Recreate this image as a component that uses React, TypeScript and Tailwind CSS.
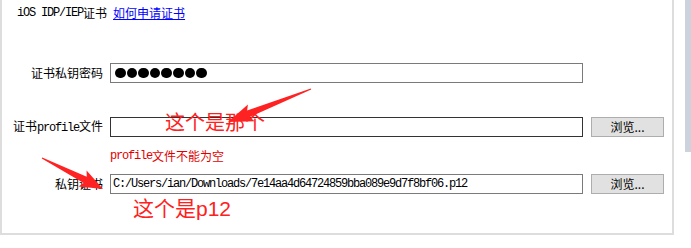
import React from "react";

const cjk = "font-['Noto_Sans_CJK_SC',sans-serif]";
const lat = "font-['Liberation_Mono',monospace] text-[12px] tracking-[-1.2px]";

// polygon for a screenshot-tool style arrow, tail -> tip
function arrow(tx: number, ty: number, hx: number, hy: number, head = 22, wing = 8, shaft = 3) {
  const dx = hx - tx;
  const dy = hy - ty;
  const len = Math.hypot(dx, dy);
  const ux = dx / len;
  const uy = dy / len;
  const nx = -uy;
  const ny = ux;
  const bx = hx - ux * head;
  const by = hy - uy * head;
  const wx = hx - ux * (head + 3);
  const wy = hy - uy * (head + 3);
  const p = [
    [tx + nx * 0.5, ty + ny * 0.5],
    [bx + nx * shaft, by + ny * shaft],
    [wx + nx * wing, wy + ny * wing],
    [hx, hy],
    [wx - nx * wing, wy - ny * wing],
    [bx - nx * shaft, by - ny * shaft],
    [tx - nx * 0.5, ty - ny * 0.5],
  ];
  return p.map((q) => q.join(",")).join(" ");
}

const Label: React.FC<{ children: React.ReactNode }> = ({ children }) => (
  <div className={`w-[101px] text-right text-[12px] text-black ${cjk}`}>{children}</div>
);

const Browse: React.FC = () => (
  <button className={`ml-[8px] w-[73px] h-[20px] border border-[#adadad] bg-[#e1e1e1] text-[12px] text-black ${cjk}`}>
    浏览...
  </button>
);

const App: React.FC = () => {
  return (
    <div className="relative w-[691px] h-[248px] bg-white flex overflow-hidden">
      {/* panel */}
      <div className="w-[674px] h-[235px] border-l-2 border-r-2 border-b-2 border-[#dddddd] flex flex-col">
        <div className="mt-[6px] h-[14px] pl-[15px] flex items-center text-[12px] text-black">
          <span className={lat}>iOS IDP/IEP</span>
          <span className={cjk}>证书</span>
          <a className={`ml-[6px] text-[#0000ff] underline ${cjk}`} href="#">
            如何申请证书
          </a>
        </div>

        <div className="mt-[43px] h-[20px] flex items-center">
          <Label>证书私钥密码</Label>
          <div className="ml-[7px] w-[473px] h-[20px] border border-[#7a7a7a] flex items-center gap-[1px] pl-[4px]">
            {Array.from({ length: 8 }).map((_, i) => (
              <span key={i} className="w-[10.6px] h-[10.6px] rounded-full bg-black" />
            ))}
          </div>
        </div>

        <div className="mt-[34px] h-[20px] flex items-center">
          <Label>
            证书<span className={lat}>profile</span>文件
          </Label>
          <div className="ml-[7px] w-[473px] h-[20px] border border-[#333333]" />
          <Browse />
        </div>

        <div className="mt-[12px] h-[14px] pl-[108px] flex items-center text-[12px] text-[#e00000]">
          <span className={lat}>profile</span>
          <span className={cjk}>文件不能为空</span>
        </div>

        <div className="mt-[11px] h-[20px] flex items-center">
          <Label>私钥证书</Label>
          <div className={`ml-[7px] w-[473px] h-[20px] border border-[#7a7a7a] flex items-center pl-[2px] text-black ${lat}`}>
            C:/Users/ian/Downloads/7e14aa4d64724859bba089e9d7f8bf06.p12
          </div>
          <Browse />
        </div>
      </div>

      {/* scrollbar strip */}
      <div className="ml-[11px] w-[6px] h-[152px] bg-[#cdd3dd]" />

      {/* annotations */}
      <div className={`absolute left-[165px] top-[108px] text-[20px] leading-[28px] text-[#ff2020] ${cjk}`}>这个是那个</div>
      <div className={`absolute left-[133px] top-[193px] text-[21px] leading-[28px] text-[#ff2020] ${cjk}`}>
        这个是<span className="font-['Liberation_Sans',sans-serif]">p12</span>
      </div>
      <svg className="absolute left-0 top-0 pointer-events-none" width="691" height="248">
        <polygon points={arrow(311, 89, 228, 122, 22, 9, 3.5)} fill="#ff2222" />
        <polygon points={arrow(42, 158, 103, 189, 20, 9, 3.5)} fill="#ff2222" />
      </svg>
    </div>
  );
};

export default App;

##############################

● **WRITTEN TASK**:
In your copy, leave out the pictures and reproduce the material above exactly.

● **ANSWER BELOW**:
Recreate this image as a component that uses React, TypeScript and Tailwind CSS.
import React from "react";

const cjk = "font-['Noto_Sans_CJK_SC',sans-serif]";
const lat = "font-['Liberation_Mono',monospace] text-[12px] tracking-[-1.2px]";

// polygon for a screenshot-tool style arrow, tail -> tip
function arrow(tx: number, ty: number, hx: number, hy: number, head = 22, wing = 8, shaft = 3) {
  const dx = hx - tx;
  const dy = hy - ty;
  const len = Math.hypot(dx, dy);
  const ux = dx / len;
  const uy = dy / len;
  const nx = -uy;
  const ny = ux;
  const bx = hx - ux * head;
  const by = hy - uy * head;
  const wx = hx - ux * (head + 3);
  const wy = hy - uy * (head + 3);
  const p = [
    [tx + nx * 0.5, ty + ny * 0.5],
    [bx + nx * shaft, by + ny * shaft],
    [wx + nx * wing, wy + ny * wing],
    [hx, hy],
    [wx - nx * wing, wy - ny * wing],
    [bx - nx * shaft, by - ny * shaft],
    [tx - nx * 0.5, ty - ny * 0.5],
  ];
  return p.map((q) => q.join(",")).join(" ");
}

const Label: React.FC<{ children: React.ReactNode }> = ({ children }) => (
  <div className={`w-[101px] text-right text-[12px] text-black ${cjk}`}>{children}</div>
);

const Browse: React.FC = () => (
  <button className={`ml-[8px] w-[73px] h-[20px] border border-[#adadad] bg-[#e1e1e1] text-[12px] text-black ${cjk}`}>
    浏览...
  </button>
);

const App: React.FC = () => {
  return (
    <div className="relative w-[691px] h-[248px] bg-white flex overflow-hidden">
      {/* panel */}
      <div className="w-[674px] h-[235px] border-l-2 border-r-2 border-b-2 border-[#dddddd] flex flex-col">
        <div className="mt-[6px] h-[14px] pl-[15px] flex items-center text-[12px] text-black">
          <span className={lat}>iOS IDP/IEP</span>
          <span className={cjk}>证书</span>
          <a className={`ml-[6px] text-[#0000ff] underline ${cjk}`} href="#">
            如何申请证书
          </a>
        </div>

        <div className="mt-[43px] h-[20px] flex items-center">
          <Label>证书私钥密码</Label>
          <div className="ml-[7px] w-[473px] h-[20px] border border-[#7a7a7a] flex items-center gap-[1px] pl-[4px]">
            {Array.from({ length: 8 }).map((_, i) => (
              <span key={i} className="w-[10.6px] h-[10.6px] rounded-full bg-black" />
            ))}
          </div>
        </div>

        <div className="mt-[34px] h-[20px] flex items-center">
          <Label>
            证书<span className={lat}>profile</span>文件
          </Label>
          <div className="ml-[7px] w-[473px] h-[20px] border border-[#333333]" />
          <Browse />
        </div>

        <div className="mt-[12px] h-[14px] pl-[108px] flex items-center text-[12px] text-[#e00000]">
          <span className={lat}>profile</span>
          <span className={cjk}>文件不能为空</span>
        </div>

        <div className="mt-[11px] h-[20px] flex items-center">
          <Label>私钥证书</Label>
          <div className={`ml-[7px] w-[473px] h-[20px] border border-[#7a7a7a] flex items-center pl-[2px] text-black ${lat}`}>
            C:/Users/ian/Downloads/7e14aa4d64724859bba089e9d7f8bf06.p12
          </div>
          <Browse />
        </div>
      </div>

      {/* scrollbar strip */}
      <div className="ml-[11px] w-[6px] h-[152px] bg-[#cdd3dd]" />

      {/* annotations */}
      <div className={`absolute left-[165px] top-[108px] text-[20px] leading-[28px] text-[#ff2020] ${cjk}`}>这个是那个</div>
      <div className={`absolute left-[133px] top-[193px] text-[21px] leading-[28px] text-[#ff2020] ${cjk}`}>
        这个是<span className="font-['Liberation_Sans',sans-serif]">p12</span>
      </div>
      <svg className="absolute left-0 top-0 pointer-events-none" width="691" height="248">
        <polygon points={arrow(311, 89, 228, 122, 22, 9, 3.5)} fill="#ff2222" />
        <polygon points={arrow(42, 158, 103, 189, 20, 9, 3.5)} fill="#ff2222" />
      </svg>
    </div>
  );
};

export default App;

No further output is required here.